I personally prefer fishing with a 1/2-ounce silver spoon or deep-diving crankbait like the Fat Free Shad. I have started catching good numbers of trout on the Shad, which most anglers use for largemouth bass. It and other deep divers work for trout and are great for getting past the smaller surface feeders.

Another way to get bigger trout as well as reds is to fish on the outside of the feeding frenzy. If I have had my fill of smallish trout or are simply hungry for some tasty redfish fillets, I pull up about 20 yards farther out than you normally would while trout fishing under the birds. Then, I make pattern casts around the school with a Rat-L-Trap or 1/2-ounce silver spoons.

Live baiters can score by free-lining live finger mullet or small blue crab on a circle or Kahle hook. Anglers rarely use live crab in Texas waters, but it is very popular in Florida and it works here, too. Fiddler crabs will also work wonders, but they are very difficult to catch. Also, I do not know of any bait camps that carry them.

A few years ago while fishing with Mike Tennian of L&S Lures, I headed to the banks between Whisky Bayou and the Pines on Sabine Lake and found trout literally stacked against the shore.

Most of the time, trout are known for working out from the shorelines, but they were so tight to the bank that my partners and I were getting hits literally inches from the mud line. Small groups of birds (one to three) were diving over these small schools, which were holding much bigger trout than on the main lake.

We were fishing with the Mirrolure Catch 5 and a variety of topwaters. We caught the most fish by fishing them with a fast retrieve parallel to the shoreline. Most of the time, you’ll cast toward the shore, but once we figured out the fish were literally hugging the bank, we switched to casting down the shoreline to maximize the fishing action.

The areas that held the most trout were where there was a concentration of shad mixed in with shrimp. We found many shad with minimal trout, but when there were some shrimp skipping the top of the water as well, the specks were present. By the time this article hits, most of the shad will be gone so shrimp and mullet will be the primary food source for fall trout.
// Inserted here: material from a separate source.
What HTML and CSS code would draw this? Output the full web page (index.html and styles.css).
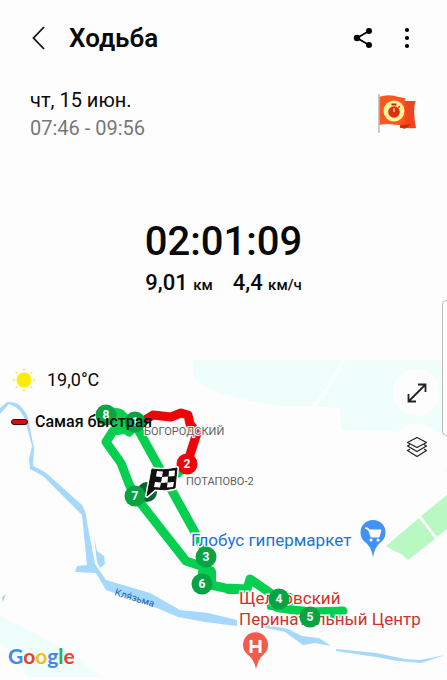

The whole scenario had me scratching my head because my theory has been that trout prefer easy access to doing hard work. On the main body of the bay even I could have swum like a fish and caught shad in my mouth. That is how thick they were. 

The next week, I returned to do some wade fishing in that area and noticed something interesting about the bottom in this location. Over a roughly 100-yard stretch between two well-defined points, the bottom dropped off steeply into some big potholes.

The bottom went from waist deep to chest deep and then it rose up to my knees. What I realized is that when Hurricane Rita blew through the area a couple of years earlier, it changed the bottom in this spot and made it deeper.

Then I got to look at the cuts coming from the marsh. At the time, the tide was coming in strong and was quite high, which was the same situation that Tennian and I encountered before.

I noticed a couple of small eddies in relation to the new ridges and potholes formed in the storm. The trout were feeding there because the shrimp and shad gathered in the eddy. At that point, they were probably trapped there by the feeding trout. This made perfect sense.

The Louisiana shoreline tends to form eddies on incoming tides around cuts, but they are usually small and filled with flounders. Because this location had several small cuts and major changes in topography, it formed a large eddy that was one giant pot of seafood gumbo for marauding specks.

The key was looking for birds (and trout of course) away from the fracas on the main bay and keying in on shorelines.

Remember, you are not going to find the trout of a lifetime under the birds, but if you follow these tips, you will improve your chances of bagging quality keepers instead.